Type of Undergrad: Top 5 liberal arts. Completed the honors program

 

Undergrad GPA: 3.72

 

Type of Grad: Masters Oxford/Cambridge/LSE

 

Grad GPA: Merit

 

GRE: 165/165/5 (taken before all of my post-bacc math so I suspect that I can bump the quant up to a 167+)

 

Math Courses: Calc I-III (AP, AP, A state school), linear algebra (B 2nd semester freshman year :upset:), differential equations (A state school), probability theory (A state school), statistical methods (A), math stat (A state school), optimization (A- Ivy), analysis I-II (A, A- Ivy), complex analysis (A+ Ivy), grad topology (A+ Ivy), grad linear algebra (A+ Ivy)

 

Econ Courses: intermediate micro/marco/metrics (B+, A, A+), urban economics (B+) game theory (A-), behavioral (A), labor (A), financial economics (B+)

 

grad micro (low merit), grad metrics (low merit), grad financial economics (high merit), other module (low merit), dissertation (distinction)

 

Other Courses: Philosophy courses (was a double major).
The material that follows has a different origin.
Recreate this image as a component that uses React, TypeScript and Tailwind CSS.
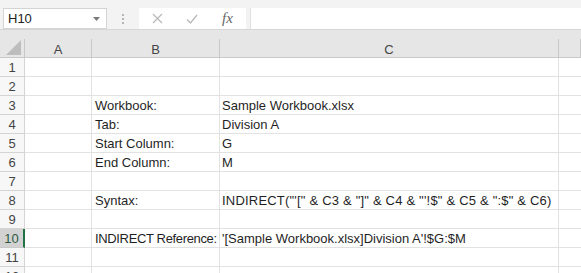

Other liberal arts courses. Intro computer science java (A ivy)

 

Research Experience: Masters' dissertation, which involved actual data analysis and not just a survey paper. Undergrad survey papers

 

Teaching Experience: None

 

Research Interests: Financial economics and behavioral economics

 

Other: My math has been a solid upward trend (my last three math courses were the three A+'s at an Ivy school---all after my masters). I wish I had started sooner, as I now really enjoy math. I also wish I had done a bit better in grad micro/metrics, but that's the way the ball bounces, I guess. My undergrad liberal arts econ background certainly lacked the quantitative rigor that many undergrad curriculum's outside the US do so it was a challenge competing against people who only did economics or math their entire undergrads. I suspect if I had the math training I do now I would have done better. But again, that's the way the ball bounces.